## Start Material provided

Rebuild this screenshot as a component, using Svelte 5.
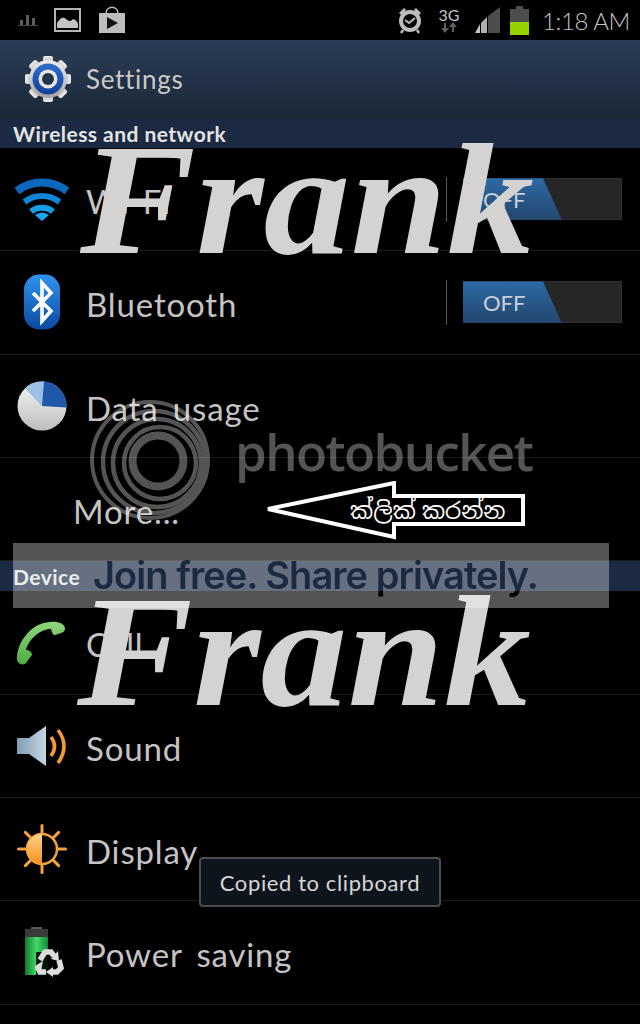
<script>
	const wireless = [
		{ id: 'wifi', label: 'Wi-Fi', toggle: true },
		{ id: 'bluetooth', label: 'Bluetooth', toggle: true },
		{ id: 'data', label: 'Data usage' },
		{ id: null, label: 'More...' }
	];
	const device = [
		{ id: 'call', label: 'Call' },
		{ id: 'sound', label: 'Sound' },
		{ id: 'display', label: 'Display' },
		{ id: 'power', label: 'Power saving' }
	];
	const teeth = [0, 45, 90, 135, 180, 225, 270, 315];
	const rays = [0, 45, 90, 135, 180, 225, 270, 315];
	const rings = [
		{ cx: 150, cy: 460, r: 58, w: 4 },
		{ cx: 154, cy: 462, r: 51, w: 4.5 },
		{ cx: 157, cy: 463, r: 44, w: 4.5 },
		{ cx: 160, cy: 463, r: 36, w: 4.5 },
		{ cx: 158, cy: 461, r: 25.5, w: 8 }
	];
</script>

{#snippet icon(id)}
	<svg class="icon" viewBox="0 0 56 56" width="56" height="56" aria-hidden="true">
		{#if id === 'wifi'}
			<g fill="none">
				<path d="M3 20A41 41 0 0 1 53 20" stroke-width="8" stroke="#0c68bd" />
				<path d="M10.5 31A29 29 0 0 1 45.5 31" stroke-width="6" stroke="#1184d6" />
				<path d="M17 40.5A18 18 0 0 1 39 40.5" stroke-width="6" stroke="#179ce6" />
			</g>
			<path d="M28 50L21 44Q28 39 35 44Z" fill="#1aa6ee" />
		{:else if id === 'bluetooth'}
			<defs>
				<linearGradient id="bt-g" x1="0" y1="0" x2="0" y2="1">
					<stop offset="0" stop-color="#2f93ee" />
					<stop offset="1" stop-color="#0a4aa0" />
				</linearGradient>
			</defs>
			<rect x="10" y="0.5" width="36" height="55" rx="15" fill="url(#bt-g)" />
			<path
				d="M19 19L37 37L28 47V9L37 19L19 37"
				fill="none"
				stroke="#fff"
				stroke-width="3.6"
				stroke-linejoin="miter"
			/>
		{:else if id === 'data'}
			<defs>
				<linearGradient id="pie-g" x1="0" y1="0" x2="0" y2="1">
					<stop offset="0" stop-color="#f6f6f6" />
					<stop offset="1" stop-color="#bdbdbd" />
				</linearGradient>
			</defs>
			<circle cx="28" cy="28" r="24.5" fill="url(#pie-g)" />
			<path d="M28 28L23 3.8A24.5 24.5 0 0 1 52.5 29.5Z" fill="#1f58a8" />
			<path d="M28 28L11 10.5A24.5 24.5 0 0 1 30 3.6Z" fill="#9cc0e6" />
		{:else if id === 'call'}
			<defs>
				<linearGradient id="call-g" x1="0" y1="0" x2="0" y2="1">
					<stop offset="0" stop-color="#8ed67a" />
					<stop offset="1" stop-color="#4fae45" />
				</linearGradient>
			</defs>
			<path
				d="M3 46C2 30 16 9 36 8C43 7 50 9 51 14C51 17 50 18 47 19L41 21C39 21 38 19 37 15C26 15 15 25 12 36C15 36 18 38 18 41L12 49C9 52 4 50 3 46Z"
				fill="url(#call-g)"
			/>
		{:else if id === 'sound'}
			<defs>
				<linearGradient id="spk-g" x1="0" y1="0" x2="1" y2="0">
					<stop offset="0" stop-color="#7f9db3" />
					<stop offset="1" stop-color="#c6d6e2" />
				</linearGradient>
			</defs>
			<path d="M3 20H15L32 8V48L15 36H3Z" fill="url(#spk-g)" />
			<path
				d="M37 19Q44 28 37 38M44 12Q56 28 44 45"
				fill="none"
				stroke="#f59a2e"
				stroke-width="3.6"
			/>
		{:else if id === 'display'}
			<defs>
				<linearGradient id="sun-g" x1="0" y1="0" x2="0" y2="1">
					<stop offset="0" stop-color="#ffd089" />
					<stop offset="1" stop-color="#f59120" />
				</linearGradient>
			</defs>
			{#each rays as a}
				<rect x="26.5" y="3" width="3" height="12" rx="1.5" fill="#f7a23b" transform="rotate({a} 28 28)" />
			{/each}
			<circle cx="28" cy="28" r="15" fill="#000" stroke="#f7a23b" stroke-width="2.5" />
			<path d="M28 13A15 15 0 0 0 28 43Z" fill="url(#sun-g)" />
		{:else if id === 'power'}
			<defs>
				<linearGradient id="bat-g" x1="0" y1="0" x2="1" y2="0">
					<stop offset="0" stop-color="#0f7a2e" />
					<stop offset="0.5" stop-color="#45d868" />
					<stop offset="1" stop-color="#128a38" />
				</linearGradient>
			</defs>
			<rect x="17" y="3" width="11" height="3" fill="#555" />
			<rect x="11" y="5" width="23" height="8" fill="#3a3a3a" />
			<rect x="11" y="13" width="23" height="38" fill="url(#bat-g)" />
			<path d="M22 28H50V53H22Z" fill="#000" opacity="0.85" />
			<g fill="none" stroke="#dcdcdc" stroke-width="5.5">
				<path d="M26 36L31 28H37L40 32" />
				<path d="M45 36L47 44L43 48H38" />
				<path d="M32 48H26L23 42" />
			</g>
			<path d="M37 35L44 27L45 37ZM39 43V53L32 48ZM21 42L29 37L27 47Z" fill="#dcdcdc" />
		{/if}
	</svg>
{/snippet}

{#snippet row(item)}
	<div class="row">
		{#if item.id}
			{@render icon(item.id)}
		{/if}
		<span class="label" class:indent={!item.id}>{item.label}</span>
		{#if item.toggle}
			<span class="divider"></span>
			<span class="toggle"><span class="toggle-on">OFF</span></span>
		{/if}
	</div>
{/snippet}

<main class="screen">
	<header class="status">
		<div class="status-left">
			<svg width="20" height="12" viewBox="0 0 20 12" aria-hidden="true">
				<path d="M0 11.5H20" stroke="#4a4a4a" />
				<path d="M2 6h3v5H2zM8 1h3v10H8zM14 4h3v7h-3z" fill="#5c5c5c" />
			</svg>
			<svg width="28" height="24" viewBox="0 0 28 24" aria-hidden="true">
				<rect x="1" y="1" width="25" height="22" fill="none" stroke="#b5b5b5" stroke-width="2" />
				<path d="M3 20V15Q8 7 12 11T19 11Q23 12 24 16V20Z" fill="#c4c4c4" />
			</svg>
			<svg width="28" height="28" viewBox="0 0 28 28" aria-hidden="true">
				<path d="M8 8C8 -1 20 -1 20 8" fill="none" stroke="#bdbdbd" stroke-width="1.5" />
				<path d="M1 7H27V27H1Z" fill="#bdbdbd" />
				<path d="M9 11L20 17L9 23Z" fill="#111" />
			</svg>
		</div>
		<div class="status-right">
			<svg width="24" height="28" viewBox="0 0 24 28" aria-hidden="true">
				<circle cx="12" cy="15" r="9" fill="none" stroke="#bdbdbd" stroke-width="4" />
				<path d="M7 14L11 17L17 12" fill="none" stroke="#bdbdbd" stroke-width="2" />
				<path d="M1 7L6 2L8 4L3 9ZM23 7L18 2L16 4L21 9Z" fill="#bdbdbd" />
				<path d="M5 24L3 27M19 24L21 27" stroke="#bdbdbd" stroke-width="2.5" />
			</svg>
			<div class="net">
				<span>3G</span>
				<svg width="16" height="11" viewBox="0 0 16 11" aria-hidden="true">
					<path d="M4 11L0 6H3V1H5V6H8ZM12 0L16 5H13V10H11V5H8Z" fill="#5f5f5f" />
				</svg>
			</div>
			<svg class="signal" width="27" height="28" viewBox="0 0 27 28" aria-hidden="true">
				<path d="M26 1V27H14V10Z" fill="#4d4d4d" />
				<path d="M13 11V27H7V17Z" fill="#b0b0b0" />
				<path d="M6 18V27H1Z" fill="#c4c4c4" />
			</svg>
			<svg class="battery" width="19" height="29" viewBox="0 0 19 29" aria-hidden="true">
				<rect x="6" y="0" width="7" height="3" fill="#4d4d4d" />
				<rect x="0" y="3" width="19" height="13" fill="#4d4d4d" />
				<rect x="0" y="16" width="19" height="13" fill="#95d300" />
			</svg>
			<span class="clock">1:18 AM</span>
		</div>
	</header>

	<div class="action-bar">
		<svg class="gear" viewBox="0 0 46 46" width="46" height="46" aria-hidden="true">
			<defs>
				<linearGradient id="gear-g" x1="0" y1="0" x2="0" y2="1">
					<stop offset="0" stop-color="#eeeeee" />
					<stop offset="1" stop-color="#a5a5a5" />
				</linearGradient>
				<linearGradient id="gear-b" x1="0" y1="0" x2="0" y2="1">
					<stop offset="0" stop-color="#2f6fd0" />
					<stop offset="1" stop-color="#123f96" />
				</linearGradient>
			</defs>
			{#each teeth as a}
				<rect x="18" y="0" width="10" height="10" rx="2" fill="url(#gear-g)" transform="rotate({a} 23 23)" />
			{/each}
			<circle cx="23" cy="23" r="19" fill="url(#gear-g)" />
			<circle cx="23" cy="23" r="15.5" fill="url(#gear-b)" />
			<circle cx="23" cy="23" r="9.5" fill="#e6e6e6" />
			<circle cx="23" cy="23" r="6" fill="#24344a" />
		</svg>
		<span class="title">Settings</span>
	</div>

	<div class="section">Wireless and network</div>
	{#each wireless as item}
		{@render row(item)}
	{/each}
	<div class="section">Device</div>
	{#each device as item}
		{@render row(item)}
	{/each}

	<!-- watermarks sit on top of the whole screenshot -->
	<div class="frank frank-top">Frank</div>
	<div class="frank frank-bottom">Frank</div>

	<svg class="rings" viewBox="85 395 130 130" width="130" height="130" aria-hidden="true">
		<g opacity="0.33">
			{#each rings as ring}
				<circle cx={ring.cx} cy={ring.cy} r={ring.r} fill="none" stroke="#fff" stroke-width={ring.w} />
			{/each}
		</g>
	</svg>
	<div class="bucket">photobucket</div>

	<svg class="arrow" viewBox="0 0 264 60" width="264" height="60" aria-hidden="true">
		<path d="M4 28L130 2V15H259V43H130V56Z" fill="#000" stroke="#fff" stroke-width="4" />
	</svg>
	<div class="arrow-text">ක්ලික් කරන්න</div>

	<div class="band"><span>Join free. Share privately.</span></div>

	<div class="toast">Copied to clipboard</div>
</main>

<style>
	:global(body) {
		background: #000;
	}

	.screen {
		position: relative;
		width: 640px;
		height: 1024px;
		overflow: hidden;
		background: #000;
		color: #c4c4c4;
		font-family: Lato, 'Noto Sans', sans-serif;
	}

	.status {
		display: flex;
		justify-content: space-between;
		align-items: center;
		height: 40px;
		padding: 0 10px 0 18px;
		box-sizing: border-box;
	}

	.status-left,
	.status-right {
		display: flex;
		align-items: center;
	}

	.status-left {
		gap: 16px;
	}

	.net {
		display: flex;
		flex-direction: column;
		align-items: center;
		width: 20px;
		margin-left: 17px;
		font-size: 16px;
		line-height: 15px;
		color: #c4c4c4;
	}

	.signal {
		margin-left: 15px;
	}

	.battery {
		margin-left: 9px;
	}

	.clock {
		margin-left: 13px;
		font-size: 24px;
		font-weight: 300;
		letter-spacing: -0.4px;
		white-space: nowrap;
	}

	.action-bar {
		display: flex;
		align-items: center;
		height: 78px;
		padding-left: 25px;
		box-sizing: border-box;
		background: linear-gradient(#2b3c56, #1b2838);
	}

	.gear {
		margin-right: 15px;
	}

	.title {
		font-size: 26px;
		letter-spacing: 0.7px;
		color: #c9c9c9;
	}

	.section {
		display: flex;
		align-items: center;
		height: 30px;
		padding-left: 13px;
		background: #1b2a42;
		color: #e4e4e4;
		font-size: 21px;
		font-weight: 700;
		letter-spacing: 0.45px;
	}

	.row {
		display: flex;
		align-items: center;
		height: 103.33px;
		box-sizing: border-box;
		border-bottom: 1px solid #1c1c1c;
		padding-left: 14px;
		padding-right: 18px;
	}

	.icon {
		flex: none;
		margin-right: 16px;
	}

	.label {
		margin-top: 4px;
		font-size: 33px;
		font-weight: 400;
		letter-spacing: 0.85px;
		word-spacing: 5px;
		color: #c4c4c4;
	}

	.label.indent {
		margin-left: 59px;
	}

	.divider {
		width: 1px;
		height: 45px;
		margin-left: auto;
		margin-right: 16px;
		background: #555;
	}

	.toggle {
		display: block;
		width: 159px;
		height: 42px;
		background: #262626;
		box-shadow: inset 0 0 0 1px #303030;
	}

	.toggle-on {
		display: flex;
		align-items: center;
		width: 99px;
		height: 100%;
		padding-left: 20px;
		box-sizing: border-box;
		clip-path: polygon(0 0, 80px 0, 100% 100%, 0 100%);
		background: linear-gradient(#2c6aa6, #23466e);
		color: #c8ced6;
		font-size: 22px;
	}

	.frank {
		position: absolute;
		font-family: 'Liberation Serif', serif;
		font-style: italic;
		font-weight: 700;
		font-size: 158px;
		line-height: 158px;
		color: #d4d3d2;
		transform: scaleX(1.1);
		transform-origin: left top;
	}

	.frank-top {
		left: 80px;
		top: 121px;
	}

	.frank-bottom {
		left: 77px;
		top: 573px;
	}

	.rings {
		position: absolute;
		left: 85px;
		top: 395px;
	}

	.bucket {
		position: absolute;
		left: 235px;
		top: 421px;
		font-family: 'Open Sans', sans-serif;
		font-weight: 600;
		font-size: 51px;
		line-height: 60px;
		letter-spacing: -1.6px;
		color: rgba(255, 255, 255, 0.33);
	}

	.arrow {
		position: absolute;
		left: 264px;
		top: 481px;
	}

	.arrow-text {
		position: absolute;
		left: 350px;
		top: 495px;
		font-family: 'Noto Sans', 'Noto Sans Sinhala', sans-serif;
		font-size: 23px;
		line-height: 30px;
		color: #fff;
	}

	.band {
		position: absolute;
		left: 13px;
		top: 543px;
		width: 596px;
		height: 65px;
		background: rgba(255, 255, 255, 0.33);
	}

	/* the wordmark is punched through the band, so it goes black below the header strip */
	.band span {
		position: absolute;
		left: 80px;
		top: 7px;
		font-family: Inter, sans-serif;
		font-weight: 600;
		font-size: 38px;
		line-height: 50px;
		letter-spacing: -0.95px;
		white-space: nowrap;
		background: linear-gradient(#1b2a42 0 41px, #000 41px);
		-webkit-background-clip: text;
		background-clip: text;
		color: transparent;
	}

	.toast {
		position: absolute;
		left: 199px;
		top: 857px;
		display: flex;
		align-items: center;
		justify-content: center;
		width: 242px;
		height: 50px;
		box-sizing: border-box;
		border: 2px solid #4a4d50;
		border-radius: 4px;
		background: #0e141b;
		color: #d6d6d6;
		font-size: 22px;
		letter-spacing: 0.6px;
	}
</style>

## End Material provided

- [Exercise]:
Look through the material above. Copy each line where the word "screenshot" appears.

- [Answer below]:
Rebuild this screenshot as a component, using Svelte 5.
	<!-- watermarks sit on top of the whole screenshot -->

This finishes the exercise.